Oh, come on, Ronay. I mean, just come on.

Beleageured means besieged. So what Ronay is trying to say is that one could describe the Dijon goal as ‘besieged’, but this would assume, incorrectly, it was ever actually sieged in the first place.


Well, I pretend incomprehension, but I can see what Ronay was trying to do. He actually meant that the Dijon goal was besieged (by Paris St Germain) at a particular point in the game but that it had never not been besieged. And he assumed that be- was a negative prefix, like de- or -un – in which case leaguered would mean unbeleaguered.

He was wrong about that because be- is not a negative prefix. So the wordplay falls on its face. But observe how laborious is the task of decoding and explaining Ronay’s convoluted attempt at wit He’s just making life difficult for his readers. Ronay is one of those journalists (Matthew Norman and Hugo Rifkind also spring to mind) who like to advertise how clever they are in everything they write. But this is wearisome to read. Please, keep it simple, chaps. Try to focus the reader’s attention on the subject you are writing about, rather than your own brilliance.

Lead on Macduff

Last night I went to see Darkest Hour – an excellent film, with magnificent cinematography and a superb performance from Gary Oldman, if just a little hokey in parts. But there was one line of dialogue from Churchill that irritated me. As he’s following someone out of a room he says ‘Lead on, Macduff!’

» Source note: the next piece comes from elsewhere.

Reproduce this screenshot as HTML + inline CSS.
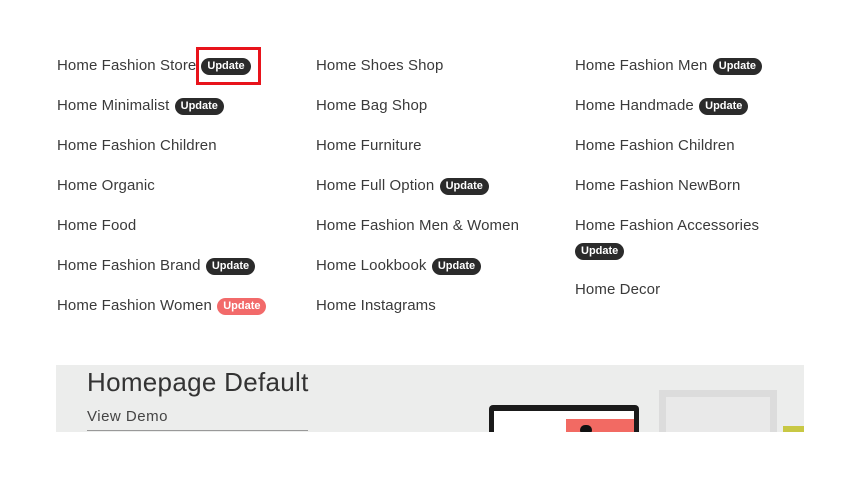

Lead on Macduff. This facetious expression is a common misquotation from Macbeth. Macbeth would never ask Macduff to lead on. He and Macduff are sworn enemies. What Macbeth actually says is ‘Lay on Macduff – and damned be him who first cries “Hold, enough!”’ In other words, ‘Bring it on Macduff – let’s fight to the death!’

Churchill loved Shakespeare and frequently quoted from his plays. According to Richard Langworth, in fact, Churchill in his speeches and writings quoted from or alluded to no fewer than sixteen of Shakespeare’s plays – including Macbeth. (See

There is simply no way Churchill would have perpetrated that fatuous misquotation. It marred the verisimilitude of the film for me. (So did that scene on the underground, of course.)